Shell announced a $3 billion share buyback programme and said it completed its $4 billion share buyback programme from the second quarter.
Centrica was the top bluechip performer, adding 4.8%.
The British Gas-owner reported a strong first half, as revenue jumped to £16.52 billion from £10.32 billion a year before. The utility firm also swung to a pretax profit of £6.43 billion from a loss of £1.18 billion. It hiked interim dividends by 33% to 1.33 pence per share.
Among London’s small-caps, Lookers jumped 27% to 124.60 pence.
Global Auto Holdings said it has agreed with the board of Lookers on an increased cash offer of 130p in cash for the company.
Global Auto is the bidding vehicle of Alpha Auto Group Holdings LP, a Toronto-based operator of auto retail dealerships across North America.
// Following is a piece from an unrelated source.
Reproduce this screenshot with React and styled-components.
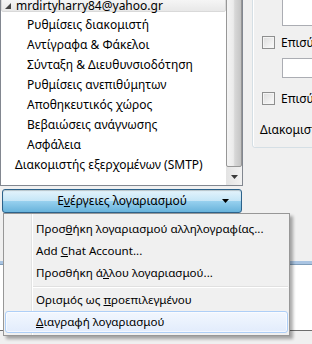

It had previously offered to pay 120p per share for Lookers, which is based outside of Manchester.
A week ago, the agreed takeover offer was declared dead in the water, as Lookers’ largest shareholder withdraws the letter of intent it had given to the bidder. On Thursday, it confirmed it has reached an agreement with the board of Lookers for the increased offer.
‘As the increased offer is to be implemented by way of a takeover offer, the board of Lookers will propose a resolution to adjourn the court meeting and general meeting which are due to take place today in connection with the scheme indefinitely and they will not be rescheduled,’ Lookers said.
In addition to the ECB announcement, there is also US gross domestic product reading at 1330 BST.
Gold was quoted at $1,976.16 an ounce early Thursday, edging up from $1,974.44 on Wednesday. Brent oil was trading at $83.45 a barrel, higher than $83.16.